**The request:** Output the first line of the listing and each line after it, up to and including the line that contains "const textInput = 'h-[51px]", exactly as written, minus the pictures.

══ Provided information

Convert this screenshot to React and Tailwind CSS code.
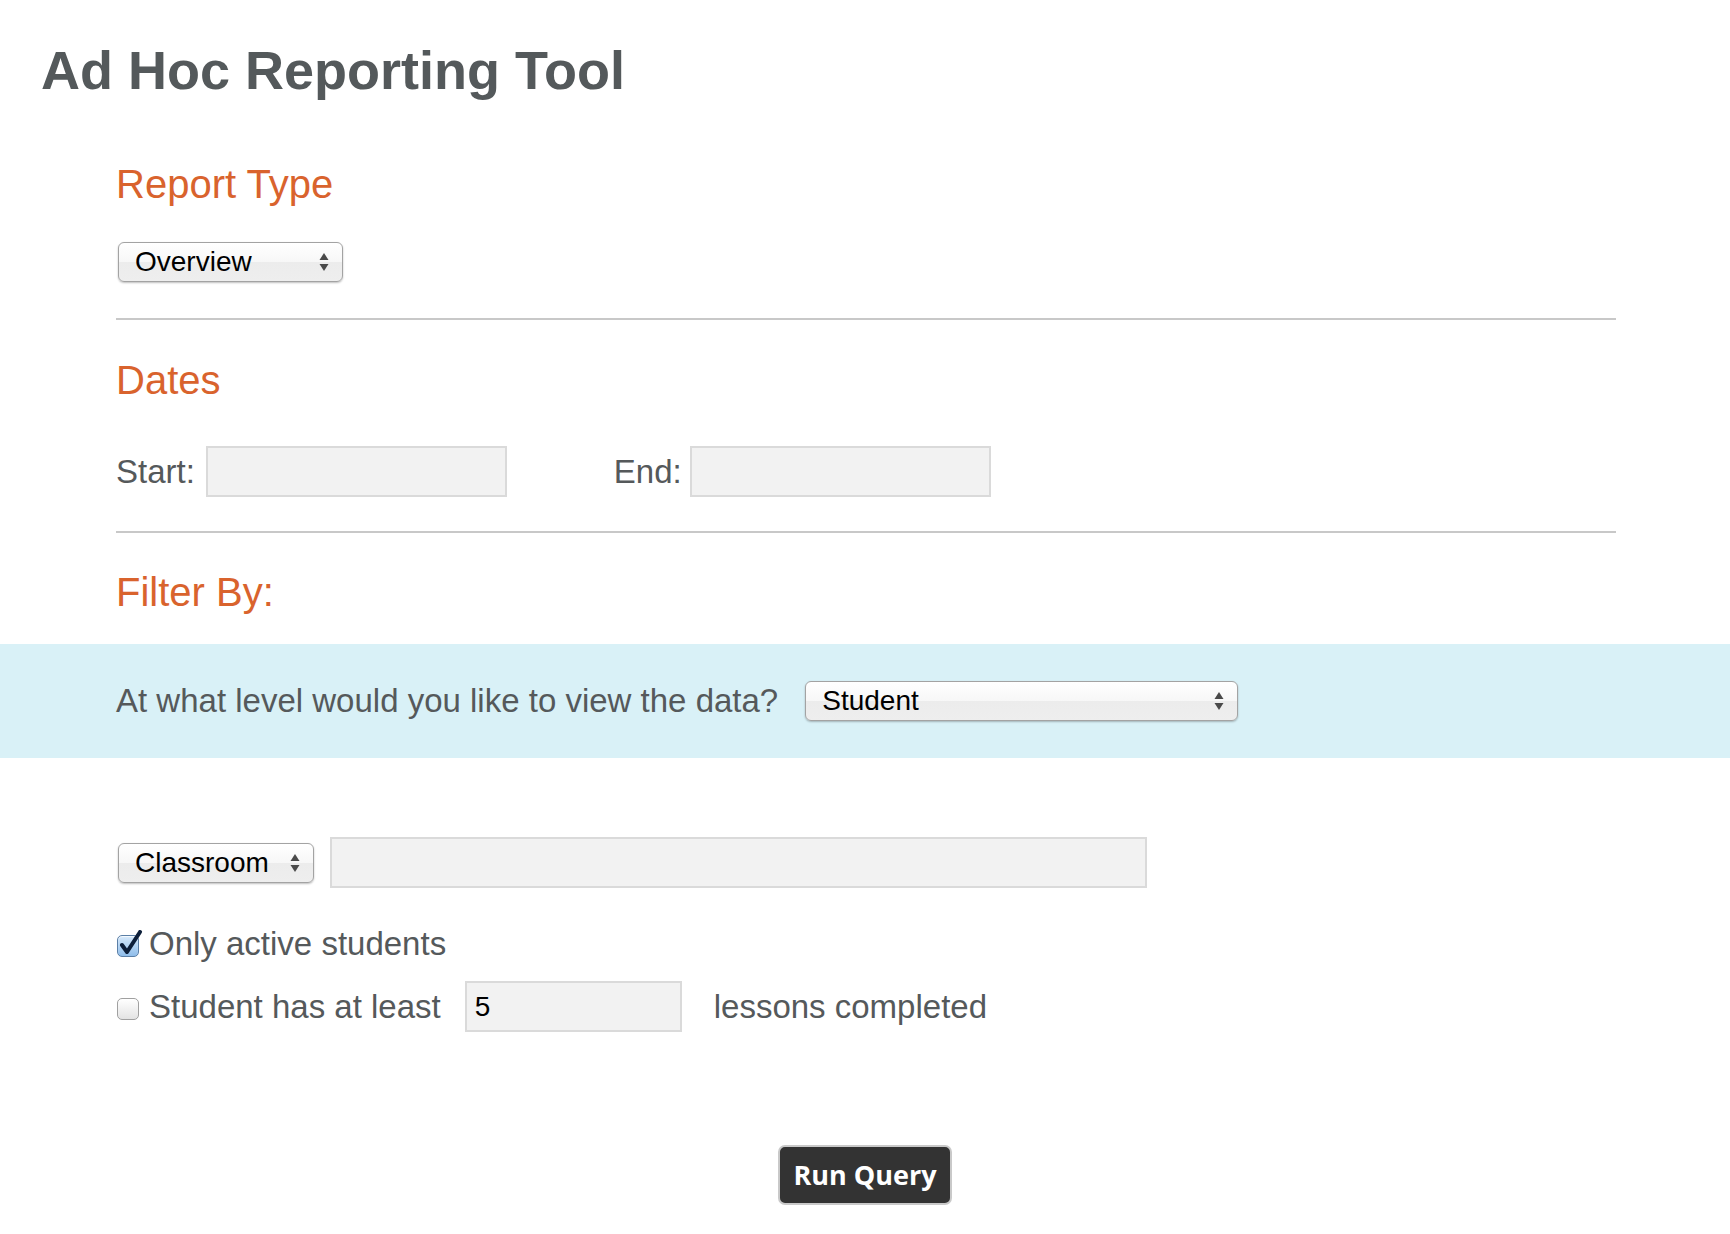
import { useState } from 'react';

// small up/down arrows drawn at the right of the native-looking selects
function SelectArrows() {
  return (
    <svg width="10" height="22" viewBox="0 0 10 22" className="absolute right-[14px] top-1/2 -translate-y-1/2 pointer-events-none">
      <path d="M5 2 L9.5 9 L0.5 9 Z" fill="#4a4a4a" />
      <path d="M0.5 13 L9.5 13 L5 20 Z" fill="#4a4a4a" />
    </svg>
  );
}

function FakeSelect({ value, options, onChange, width }) {
  return (
    <div className={`relative h-[40px] ${width}`}>
      <select
        value={value}
        onChange={(e) => onChange(e.target.value)}
        className="block appearance-none w-full h-full pl-[16px] pr-[34px] text-[28px] leading-none text-black rounded-[6px] border border-[#a3a3a3] bg-[linear-gradient(#ffffff_0%,#f7f7f7_50%,#ececec_51%,#eeeeee_100%)] shadow-[0_1px_2px_rgba(0,0,0,0.25)] outline-none"
      >
        {options.map((o) => (
          <option key={o}>{o}</option>
        ))}
      </select>
      <SelectArrows />
    </div>
  );
}

function Checkbox({ checked, onChange }) {
  return (
    <button
      type="button"
      onClick={() => onChange(!checked)}
      className={`relative w-[22px] h-[22px] mt-[4px] ml-[1px] rounded-[5px] border shrink-0 ${
        checked
          ? 'border-[#5b7fa6] bg-[linear-gradient(#d6e9fb,#8fbdea)]'
          : 'border-[#a0a0a0] bg-[linear-gradient(#ffffff,#e3e3e3)]'
      } shadow-[inset_0_1px_1px_rgba(255,255,255,0.8)]`}
    >
      {checked && (
        <svg width="24" height="26" viewBox="0 0 24 26" className="absolute left-[1px] top-[-6px]">
          <path d="M3 15 L8 22 L21 2" fill="none" stroke="#0d1f3a" strokeWidth="4" strokeLinecap="round" strokeLinejoin="round" />
        </svg>
      )}
    </button>
  );
}

const sectionHeading = 'text-[40px] leading-[44px] text-[#d9632d]';
const textInput = 'h-[51px] bg-[#f2f2f2] border-2 border-[#dadada] px-[8px] text-[28px] text-black outline-none';

export default function App() {
  const [reportType, setReportType] = useState('Overview');
  const [level, setLevel] = useState('Student');
  const [filterType, setFilterType] = useState('Classroom');
  const [onlyActive, setOnlyActive] = useState(true);
  const [minLessons, setMinLessons] = useState(false);
  const [lessons, setLessons] = useState('5');

  return (
    <div className="min-h-screen bg-white text-[#55595b] font-['Liberation_Sans',Arial,sans-serif]">
      <h1 className="pl-[41px] pt-[38px] text-[54px] leading-[64px] font-bold text-[#54595b]">
        Ad Hoc Reporting Tool
      </h1>

      <div className="pl-[116px]">
        <div className="w-[1500px]">
          <h2 className={`mt-[60px] ${sectionHeading}`}>Report Type</h2>
          <div className="mt-[36px] ml-[2px]">
            <FakeSelect
              value={reportType}
              onChange={setReportType}
              options={['Overview', 'Detail', 'Usage']}
              width="w-[225px]"
            />
          </div>
          <hr className="mt-[36px] border-0 h-[2px] bg-[#c8c8c8]" />

          <h2 className={`mt-[38px] ${sectionHeading}`}>Dates</h2>
          <div className="mt-[44px] flex items-center text-[33px]">
            <span>Start:</span>
            <input className={`ml-[11px] w-[301px] ${textInput}`} />
            <span className="ml-[107px]">End:</span>
            <input className={`ml-[8px] w-[301px] ${textInput}`} />
          </div>
          <hr className="mt-[34px] border-0 h-[2px] bg-[#c8c8c8]" />

          <h2 className={`mt-[37px] ${sectionHeading}`}>Filter By:</h2>
        </div>
      </div>

      <div className="mt-[30px] h-[114px] bg-[#d9f1f7] pl-[116px] flex items-center">
        <span className="text-[33px]">At what level would you like to view the data?</span>
        <div className="ml-[27px]">
          <FakeSelect
            value={level}
            onChange={setLevel}
            options={['Student', 'Classroom', 'School', 'District']}
            width="w-[433px]"
          />
        </div>
      </div>

      <div className="pl-[116px] text-[33px]">
        <div className="mt-[79px] flex items-center">
          <div className="ml-[2px]">
            <FakeSelect
              value={filterType}
              onChange={setFilterType}
              options={['Classroom', 'School', 'Teacher']}
              width="w-[196px]"
            />
          </div>
          <input className={`ml-[16px] w-[817px] ${textInput}`} />
        </div>

        <div className="mt-[36px] h-[40px] flex items-center">
          <Checkbox checked={onlyActive} onChange={setOnlyActive} />
          <span className="ml-[10px]">Only active students</span>
        </div>

        <div className="mt-[17px] flex items-center">
          <Checkbox checked={minLessons} onChange={setMinLessons} />
          <span className="ml-[10px]">Student has at least</span>
          <input
            value={lessons}
            onChange={(e) => setLessons(e.target.value)}
            className={`ml-[24px] w-[217px] ${textInput}`}
          />
          <span className="ml-[32px]">lessons completed</span>
        </div>
      </div>

      <div className="mt-[113px] pb-[30px] flex justify-center">
        <button className="h-[60px] px-[13px] rounded-[7px] bg-[#333333] border-2 border-[#c9c9c9] text-white text-[27px] font-bold font-['Open_Sans',sans-serif]">
          Run Query
        </button>
      </div>
    </div>
  );
}
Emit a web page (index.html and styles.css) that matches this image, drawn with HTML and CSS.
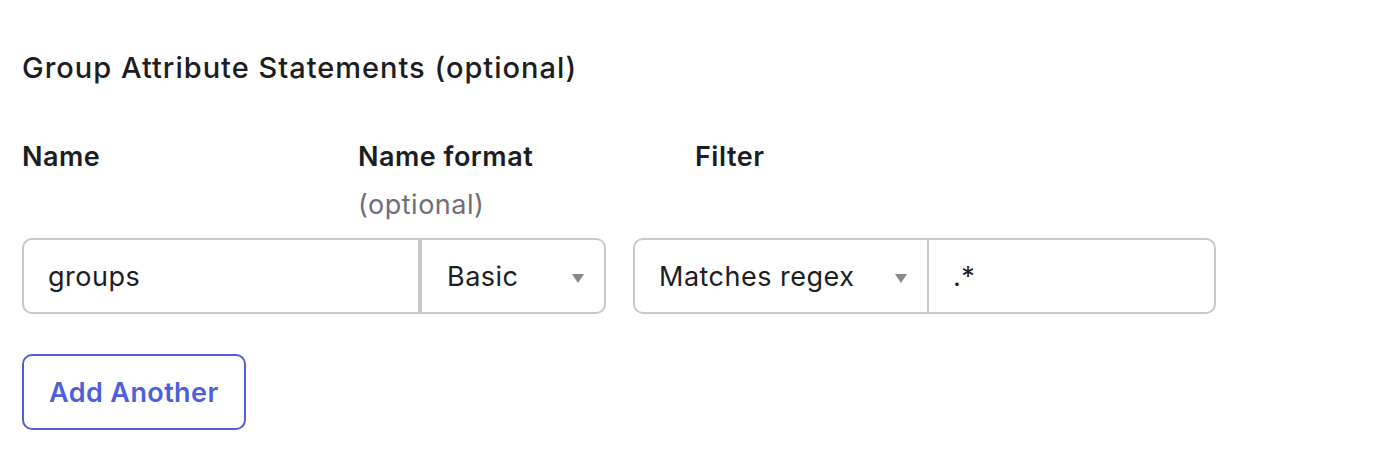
FILE: index.html
```html
<!DOCTYPE html>
<html>
<head>
<meta charset="utf-8">
<link rel="stylesheet" href="styles.css">
</head>
<body>
<section class="panel">
  <h2 class="title">Group Attribute Statements (optional)</h2>
  <div class="labels">
    <div class="label">Name</div>
    <div class="label">Name format<span class="hint">(optional)</span></div>
    <div class="label">Filter</div>
  </div>
  <div class="row">
    <div class="group group-name">
      <div class="field text-field name-input">groups</div>
      <div class="field select basic-select">Basic<span class="caret"></span></div>
    </div>
    <div class="group group-filter">
      <div class="field select filter-select">Matches regex<span class="caret"></span></div>
      <div class="field text-field value-input">.*</div>
    </div>
  </div>
  <button class="add-btn">Add Another</button>
</section>
</body>
</html>
```
FILE: styles.css
```css
* { box-sizing: border-box; }
html, body { margin: 0; padding: 0; background: #fff; }
body {
  font-family: Inter, "Noto Sans", sans-serif;
  color: #1d1d21;
}
.panel {
  padding: 50px 22px 0 22px;
  display: flex;
  flex-direction: column;
  align-items: flex-start;
}
.title {
  margin: 0;
  font-size: 29px;
  font-weight: 500;
  line-height: 36px;
  letter-spacing: 1px;
}
.labels {
  margin-top: 56px;
  display: grid;
  grid-template-columns: 336px 337px 337px;
}
.label {
  font-size: 27px;
  font-weight: 600;
  line-height: 30px;
  letter-spacing: 0.5px;
  display: flex;
  flex-direction: column;
}
.hint {
  margin-top: 18px;
  font-weight: 400;
  color: #6e6e78;
}
.row {
  margin-top: 18px;
  display: flex;
  gap: 27px;
}
.group {
  display: flex;
  height: 76px;
}
.field {
  height: 76px;
  border: 2px solid #c8c8cc;
  display: flex;
  align-items: center;
  font-size: 27px;
  letter-spacing: 0.5px;
  color: #1d1d21;
  background: #fff;
}
.name-input {
  width: 398px;
  padding-left: 24px;
  border-radius: 10px 0 0 10px;
}
.basic-select {
  width: 186px;
  padding-left: 25px;
  padding-right: 20px;
  border-radius: 0 10px 10px 0;
  justify-content: space-between;
}
.filter-select {
  width: 294px;
  padding-left: 24px;
  padding-right: 20px;
  border-radius: 10px 0 0 10px;
  border-right: none;
  justify-content: space-between;
}
.value-input {
  width: 289px;
  padding-left: 24px;
  border-radius: 0 10px 10px 0;
}
.caret {
  width: 0;
  height: 0;
  margin-top: 4px;
  border-left: 6px solid transparent;
  border-right: 6px solid transparent;
  border-top: 9px solid #888;
}
.add-btn {
  margin-top: 40px;
  height: 76px;
  padding: 0 25px;
  border: 2px solid #4f5fdc;
  border-radius: 10px;
  background: #fff;
  color: #4f5fdc;
  font-family: Inter, "Noto Sans", sans-serif;
  font-size: 27px;
  font-weight: 600;
  letter-spacing: 0.4px;
}
```
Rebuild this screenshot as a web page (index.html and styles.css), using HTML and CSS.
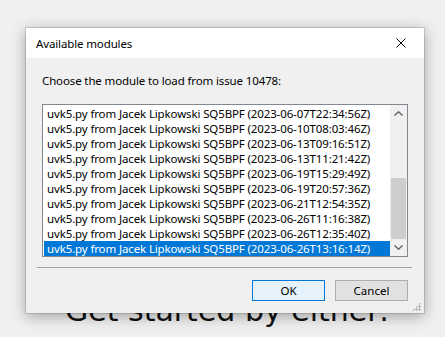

════

**Output:**
Convert this screenshot to React and Tailwind CSS code.
import { useState } from 'react';

// small up/down arrows drawn at the right of the native-looking selects
function SelectArrows() {
  return (
    <svg width="10" height="22" viewBox="0 0 10 22" className="absolute right-[14px] top-1/2 -translate-y-1/2 pointer-events-none">
      <path d="M5 2 L9.5 9 L0.5 9 Z" fill="#4a4a4a" />
      <path d="M0.5 13 L9.5 13 L5 20 Z" fill="#4a4a4a" />
    </svg>
  );
}

function FakeSelect({ value, options, onChange, width }) {
  return (
    <div className={`relative h-[40px] ${width}`}>
      <select
        value={value}
        onChange={(e) => onChange(e.target.value)}
        className="block appearance-none w-full h-full pl-[16px] pr-[34px] text-[28px] leading-none text-black rounded-[6px] border border-[#a3a3a3] bg-[linear-gradient(#ffffff_0%,#f7f7f7_50%,#ececec_51%,#eeeeee_100%)] shadow-[0_1px_2px_rgba(0,0,0,0.25)] outline-none"
      >
        {options.map((o) => (
          <option key={o}>{o}</option>
        ))}
      </select>
      <SelectArrows />
    </div>
  );
}

function Checkbox({ checked, onChange }) {
  return (
    <button
      type="button"
      onClick={() => onChange(!checked)}
      className={`relative w-[22px] h-[22px] mt-[4px] ml-[1px] rounded-[5px] border shrink-0 ${
        checked
          ? 'border-[#5b7fa6] bg-[linear-gradient(#d6e9fb,#8fbdea)]'
          : 'border-[#a0a0a0] bg-[linear-gradient(#ffffff,#e3e3e3)]'
      } shadow-[inset_0_1px_1px_rgba(255,255,255,0.8)]`}
    >
      {checked && (
        <svg width="24" height="26" viewBox="0 0 24 26" className="absolute left-[1px] top-[-6px]">
          <path d="M3 15 L8 22 L21 2" fill="none" stroke="#0d1f3a" strokeWidth="4" strokeLinecap="round" strokeLinejoin="round" />
        </svg>
      )}
    </button>
  );
}

const sectionHeading = 'text-[40px] leading-[44px] text-[#d9632d]';
const textInput = 'h-[51px] bg-[#f2f2f2] border-2 border-[#dadada] px-[8px] text-[28px] text-black outline-none';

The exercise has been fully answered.